Saya mengenal albert tahun 2013, lewat program akumassa Bernas yang diselenggarakan oleh Forum Lenteng Jakarta. Saat itu, beberapa penulis jaringan akumassa berkumpul dan diberikan lokakarya penulisan investigatif. Lokakarya ini sendiri bertujuan untuk meningkatkan kapasitas penulis jaringan akumassa yang ada di berbagai daerah di Indonesia.
Nah, lewat tulisan singkat ini, saya ingin mengajak pembaca untuk mengenal lebih dekat sosok Albert Rahman Putra.

Albert Rahman Putra lahir di Solok 31 Oktober 1991. Albert menyelesaikan studi Pengkajian Seni Karawitan (Etnomusicologhy), di Fakultas Seni Pertunjukan, Institut Seni Indonesia, Padang Panjang, Sumatra Barat. Sejak di bangku kuliah, Albert sering menghabiskan waktu berdiskusi bersama teman-temannya tentang kondisi musik-musik tradisi, yang membawanya lebih dekat kepada persoalan sosio-kultur masyarakat Sumatra Barat. Karena kegelisan tentang hilangnya ragam adat-istiadat dan tradisi masyarakat Sumatra Barat, membawa Albert dan kawan-kawannya saat itu mendirikan sebuah komunitas, yang kemudian diberi nama Komunitas Gubuak Kopi.

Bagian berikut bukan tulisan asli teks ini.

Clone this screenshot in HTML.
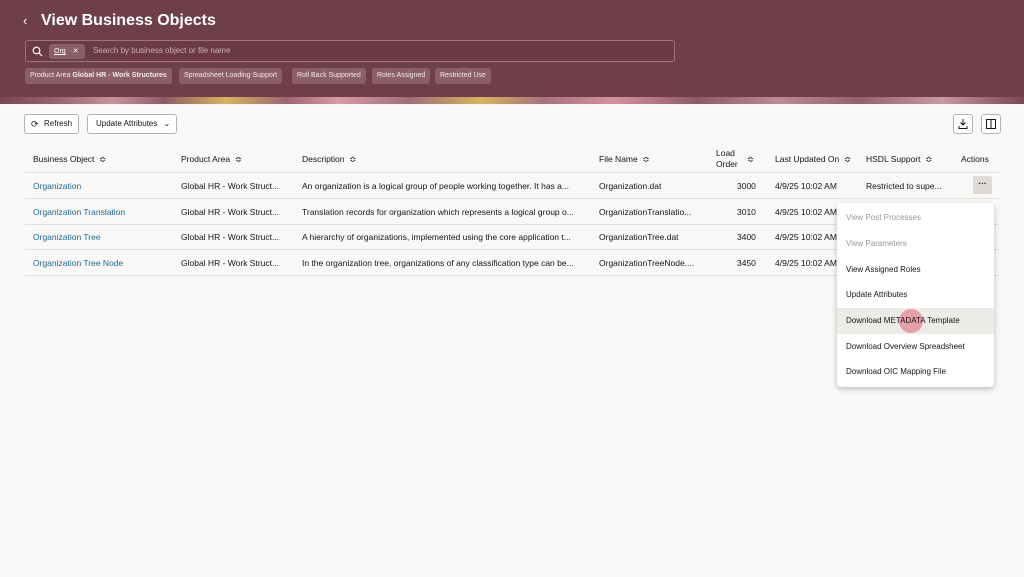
<!DOCTYPE html>
<html><head><meta charset="utf-8"><style>
*{box-sizing:border-box;margin:0;padding:0}
body{width:1024px;height:577px;overflow:hidden;background:#f9f8f6;font-family:"Liberation Sans",sans-serif;font-size:8.5px;color:#161513;position:relative}
.hdr{position:absolute;left:0;top:0;width:1024px;height:98px;background:#6e3f4b}
.band{position:absolute;left:0;top:97px;width:1024px;height:7px;background:linear-gradient(90deg,#7a4653 0,#9c6670 6%,#c9939c 11%,#8e5a66 16%,#d9b35e 22%,#9d6470 28%,#d99aa5 33%,#a06d77 40%,#d8b45c 47%,#a9707d 53%,#d6909d 60%,#8d5b66 68%,#b98b93 76%,#94606b 84%,#c79aa2 92%,#7a4653 100%)}
.abs{position:absolute;white-space:nowrap}
.title{left:41px;top:12px;color:#fff;font-size:16px;font-weight:bold}
.search{left:25px;top:40px;width:650px;height:22px;border:1px solid #9a7480;border-radius:3px;background:#6a3b47}
.chip{position:absolute;top:68px;height:16px;background:#8b5f69;border-radius:3px;color:#f3e9eb;font-size:7px;line-height:16px;padding:0 5px;white-space:nowrap}
.btn{position:absolute;top:114px;height:20px;border:1px solid #b5b2ad;border-radius:3px;background:#fff;font-size:8px;line-height:18px;padding:0 8px;white-space:nowrap}
.ib{position:absolute;top:114px;width:20px;height:20px;border:1px solid #b5b2ad;border-radius:3px;background:#fff}
.th{top:154px;font-size:8.5px;color:#161513}
.line{position:absolute;left:25px;width:974px;height:1px;background:#e4e1dc}
a{color:#1a6b9a;text-decoration:none}
.menu{position:absolute;left:837px;top:203px;width:157px;height:184px;background:#fff;border-radius:4px;box-shadow:0 2px 6px rgba(0,0,0,.25)}
.mi{position:absolute;left:9px;font-size:8px;color:#161513;white-space:nowrap}
.r{top:181px}
</style></head><body>
<div class="hdr"></div><div class="band"></div>
<div class="abs" style="left:23px;top:13px;color:#fff;font-size:13px">‹</div>
<div class="abs title">View Business Objects</div>
<div class="abs search">
<svg style="position:absolute;left:6px;top:5px" width="11" height="11" viewBox="0 0 11 11"><circle cx="4.5" cy="4.5" r="3.3" fill="none" stroke="#fff" stroke-width="1.2"/><path d="M7 7l3 3" stroke="#fff" stroke-width="1.2"/></svg>
<div style="position:absolute;left:23px;top:3px;width:36px;height:15px;background:#8b5f69;border-radius:3px;color:#fff;font-size:7px;line-height:15px;padding-left:5px"><u>Org</u> <span style="margin-left:5px">✕</span></div>
<div style="position:absolute;left:67px;top:5px;color:#c9afb5;font-size:8px">Search by business object or file name</div>
</div>
<div class="chip" style="left:25px">Product Area <b>Global HR - Work Structures</b></div>
<div class="chip" style="left:179px">Spreadsheet Loading Support</div>
<div class="chip" style="left:292px">Roll Back Supported</div>
<div class="chip" style="left:372px">Roles Assigned</div>
<div class="chip" style="left:435px">Restricted Use</div>

<div class="btn" style="left:24px;width:55px;padding-left:19px">Refresh<span class="abs" style="left:6px;top:0;font-size:9px">⟳</span></div>
<div class="btn" style="left:87px;width:90px">Update Attributes <span style="margin-left:4px">⌄</span></div>
<div class="ib" style="left:953px"><svg width="18" height="18" viewBox="0 0 18 18"><path d="M9 4v6M6.5 7.5L9 10l2.5-2.5M5 11v2.5h8V11" fill="none" stroke="#161513" stroke-width="1"/></svg></div>
<div class="ib" style="left:981px"><svg width="18" height="18" viewBox="0 0 18 18"><rect x="4.5" y="4.5" width="9" height="9" fill="none" stroke="#161513"/><path d="M9 4.5v9" stroke="#161513"/></svg></div>

<div class="abs th" style="left:33px">Business Object &nbsp;≎</div>
<div class="abs th" style="left:181px">Product Area &nbsp;≎</div>
<div class="abs th" style="left:302px">Description &nbsp;≎</div>
<div class="abs th" style="left:599px">File Name &nbsp;≎</div>
<div class="abs" style="left:716px;top:148px;line-height:11px">Load<br>Order</div><div class="abs th" style="left:747px">≎</div>
<div class="abs th" style="left:775px">Last Updated On &nbsp;≎</div>
<div class="abs th" style="left:866px">HSDL Support &nbsp;≎</div>
<div class="abs th" style="left:961px">Actions</div>
<div class="line" style="top:172px"></div>

<div class="abs r" style="left:33px"><a>Organization</a></div>
<div class="abs r" style="left:181px">Global HR - Work Struct...</div>
<div class="abs r" style="left:302px">An organization is a logical group of people working together. It has a...</div>
<div class="abs r" style="left:599px">Organization.dat</div>
<div class="abs r" style="left:737px">3000</div>
<div class="abs r" style="left:775px">4/9/25 10:02 AM</div>
<div class="abs r" style="left:866px">Restricted to supe...</div>
<div class="abs" style="left:973px;top:176px;width:19px;height:18px;background:#dedbd6;border-radius:2px;text-align:center;line-height:14px;font-weight:bold">···</div>
<div class="line" style="top:198px"></div>

<div class="abs" style="left:33px;top:207px"><a>Organization Translation</a></div>
<div class="abs" style="left:181px;top:207px">Global HR - Work Struct...</div>
<div class="abs" style="left:302px;top:207px">Translation records for organization which represents a logical group o...</div>
<div class="abs" style="left:599px;top:207px">OrganizationTranslatio...</div>
<div class="abs" style="left:737px;top:207px">3010</div>
<div class="abs" style="left:775px;top:207px">4/9/25 10:02 AM</div>
<div class="line" style="top:224px"></div>

<div class="abs" style="left:33px;top:232px"><a>Organization Tree</a></div>
<div class="abs" style="left:181px;top:232px">Global HR - Work Struct...</div>
<div class="abs" style="left:302px;top:232px">A hierarchy of organizations, implemented using the core application t...</div>
<div class="abs" style="left:599px;top:232px">OrganizationTree.dat</div>
<div class="abs" style="left:737px;top:232px">3400</div>
<div class="abs" style="left:775px;top:232px">4/9/25 10:02 AM</div>
<div class="line" style="top:249px"></div>

<div class="abs" style="left:33px;top:258px"><a>Organization Tree Node</a></div>
<div class="abs" style="left:181px;top:258px">Global HR - Work Struct...</div>
<div class="abs" style="left:302px;top:258px">In the organization tree, organizations of any classification type can be...</div>
<div class="abs" style="left:599px;top:258px">OrganizationTreeNode....</div>
<div class="abs" style="left:737px;top:258px">3450</div>
<div class="abs" style="left:775px;top:258px">4/9/25 10:02 AM</div>
<div class="line" style="top:275px"></div>

<div class="menu">
<div class="mi" style="top:10px;color:#9b9893">View Post Processes</div>
<div class="mi" style="top:36px;color:#9b9893">View Parameters</div>
<div class="mi" style="top:62px">View Assigned Roles</div>
<div class="mi" style="top:87px">Update Attributes</div>
<div style="position:absolute;left:0;top:105px;width:157px;height:26px;background:#edebe8"></div>
<div style="position:absolute;left:62px;top:106px;width:24px;height:24px;border-radius:50%;background:rgba(225,130,140,.7)"></div>
<div class="mi" style="top:113px">Download METADATA Template</div>
<div class="mi" style="top:139px">Download Overview Spreadsheet</div>
<div class="mi" style="top:164px">Download OIC Mapping File</div>
</div>
</body></html>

Pada awal berdirinya, Komunitas Gubuak Kopi aktif melihat persoalan tradisi yang sudah hilang atau ditinggalkan oleh masyarakat Sumatra Barat. Menurut Albert ada dua hal yang menyebabkan hilangnya tradisi, (1) ada tradisi yang memang sengaja dihilangkan/ditinggalkan karena dianggap tidak sesuai lagi dengan kehidupan masyarakat Sumatra Barat, (2) ada juga tradisi yang hilang karena pengaruh asing/luar seperti pariwisata, industri, percepatan eknomi dan berbagai pengaruh luar yang lain.
Belakangan, Gubuak Kopi mulai berfikir, “Mengapa kita terus berbicara tentang tradisi yang hilang? Mengapa kita tidak mencoba mencari relevansi tradisi yang hilang itu dengan kondisi kekinian?”. Pertanyaan tersebut kemudian merubah bagaimana cara pandang Gubuak Kopi melihat persoalan tradisi dan bagaimana Gubuak Kopi bergerakan dalam kerangka aktivisme. Jika sebelumnya Gubuak Kopi aktif menarasikan tradisi-tradisi yang hilang, kini mereka lebih menekankan pada kajian serta pencaharian relevansi antara tradisi dengan konteks kontemporer.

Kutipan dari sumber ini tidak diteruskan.